6. Database failures

How it happens: Connection pool exhaustion, replication lag, disk full, long-running queries that lock tables, or the database process crashing. The web server keeps running but every request that touches the database fails.

How to prevent it:

Create a /health endpoint that runs a simple database query (SELECT 1) and returns 503 if it fails.
Monitor TCP connectivity to your database port (5432, 3306, etc.).
Track response times — database problems usually manifest as rising latency before total failure.
Monitor disk usage on your database server.

Detection time without monitoring: 2-10 minutes (application returns 500 errors, users report broken features). Detection time with monitoring: 1 minute (health endpoint fails immediately).

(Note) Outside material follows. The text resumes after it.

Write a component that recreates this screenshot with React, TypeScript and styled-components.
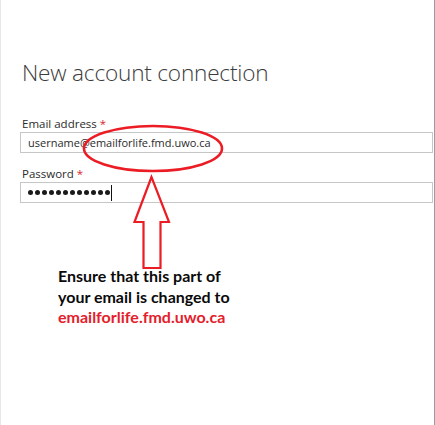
import React from "react";
import styled, { createGlobalStyle } from "styled-components";

const Global = createGlobalStyle`
  html, body { margin: 0; padding: 0; background: #ffffff; }
  #root { width: 435px; height: 425px; }
`;

const Frame = styled.div`
  position: relative;
  width: 435px;
  height: 425px;
  box-sizing: border-box;
  border-left: 1px solid #e6e6e6;
  border-right: 1px solid #9c9c9c;
  background: #fff;
  overflow: hidden;
  display: flex;
  flex-direction: column;
  padding: 0 1px 0 19px;
`;

const Title = styled.h1`
  margin: 56px 0 0 2px;
  font-family: "Open Sans", "Segoe UI", sans-serif;
  font-weight: 300;
  font-size: 22.6px;
  line-height: 34px;
  color: #3b3b3b;
  letter-spacing: -0.2px;
`;

const Form = styled.div`
  display: flex;
  flex-direction: column;
  margin-top: 26px;
`;

const Label = styled.label`
  font-family: "Open Sans", "Segoe UI", sans-serif;
  font-size: 11.5px;
  line-height: 16px;
  color: #2b2b2b;
  margin-left: 2px;
  display: flex;
  gap: 3px;
`;

const Star = styled.span`
  color: #d9262e;
`;

const Field = styled.div<{ $gap?: number }>`
  box-sizing: border-box;
  height: 21px;
  border: 1px solid #c6c6c6;
  display: flex;
  align-items: center;
  padding-left: 7px;
  margin-bottom: ${(p) => p.$gap ?? 0}px;
  font-family: "Open Sans", "Segoe UI", sans-serif;
  font-size: 11px;
  color: #2b2b2b;
`;

const Dots = styled.div`
  display: flex;
  gap: 2px;
  align-items: center;
`;

const Dot = styled.span`
  width: 5px;
  height: 5px;
  border-radius: 50%;
  background: #1a1a1a;
`;

const Caret = styled.span`
  width: 1px;
  height: 16px;
  background: #111;
  margin-left: 1px;
`;

const Note = styled.div`
  margin: 63px 0 0 38px;
  font-family: "Lato", "Calibri", sans-serif;
  font-weight: 700;
  font-size: 16px;
  line-height: 20.5px;
  color: #0a0a0a;
`;

const Red = styled.span`
  color: #e3202b;
`;

const Overlay = styled.svg`
  position: absolute;
  left: 0;
  top: 0;
  pointer-events: none;
`;

export default function App() {
  return (
    <>
      <Global />
      <Frame>
        <Title>New account connection</Title>
        <Form>
          <Label>
            Email address<Star>*</Star>
          </Label>
          <Field $gap={13}>username@emailforlife.fmd.uwo.ca</Field>
          <Label>
            Password<Star>*</Star>
          </Label>
          <Field>
            <Dots>
              {Array.from({ length: 12 }).map((_, i) => (
                <Dot key={i} />
              ))}
            </Dots>
            <Caret />
          </Field>
        </Form>
        <Note>
          Ensure that this part of
          <br />
          your email is changed to
          <br />
          <Red>emailforlife.fmd.uwo.ca</Red>
        </Note>
        <Overlay width="435" height="425" viewBox="0 0 435 425">
          <ellipse cx="152" cy="148.5" rx="69" ry="22.5" fill="none" stroke="#ec1c24" strokeWidth="2.6" />
          <polygon
            points="150.5,177 133.5,222 142.5,222 142.5,268 159.5,268 159.5,222 168,222"
            fill="none"
            stroke="#ec1c24"
            strokeWidth="2.2"
            strokeLinejoin="miter"
          />
        </Overlay>
      </Frame>
    </>
  );
}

7. Network and routing issues

How it happens: A BGP misconfiguration, a fiber cut, a cloud provider networking incident, or a DDoS attack. Your server is healthy but unreachable from some or all locations.

How to prevent it:

Use multi-region monitoring. A single-location check can't tell you the site is down in Asia but fine in Europe.
Monitor with ping (ICMP) to catch network-layer issues that HTTP monitors miss.
Track latency trends — a sudden spike often precedes a full network outage.
Have a DDoS mitigation plan and provider in place before you need one.

Detection time without monitoring: 5-30 minutes (users in affected regions report issues, but it's hard to reproduce from your office). Detection time with monitoring: 1-2 minutes from the affected region.

8. Configuration and infrastructure drift

How it happens: A firewall rule change blocks legitimate traffic. A load balancer health check is misconfigured. A cron job that cleans up temp files accidentally deletes something important. Infrastructure changes that seem unrelated to the application break it in subtle ways.

How to prevent it:

Monitor from outside your infrastructure, not just internally. External checks catch firewall and networking misconfigurations that internal checks miss.
Monitor all critical entry points: homepage, app, API, status page.
Use content validation — check that the response body contains expected text, not just that the status code is 200.
Monitor background jobs with heartbeat checks so you know when cron jobs stop running.

Detection time without monitoring: Hours to days (these failures are often partial and difficult to notice). Detection time with monitoring: 1-5 minutes.

The Proactive Monitoring Checklist

Here's the monitoring setup that covers all eight outage causes:

Tier 1: The essentials (set up today)

HTTP monitor on your homepage — Checks status code and optionally response body content
HTTP monitor on your app/API — The URL your users interact with
SSL certificate monitoring — Alerts at 30, 14, 7, and 1 day before expiry
Health endpoint monitor — A /health URL that verifies database connectivity
Two alert channels — e.g., Slack + SMS, so critical alerts reach you even when you're not at your desk

Tier 2: Catch more failure modes (set up this week)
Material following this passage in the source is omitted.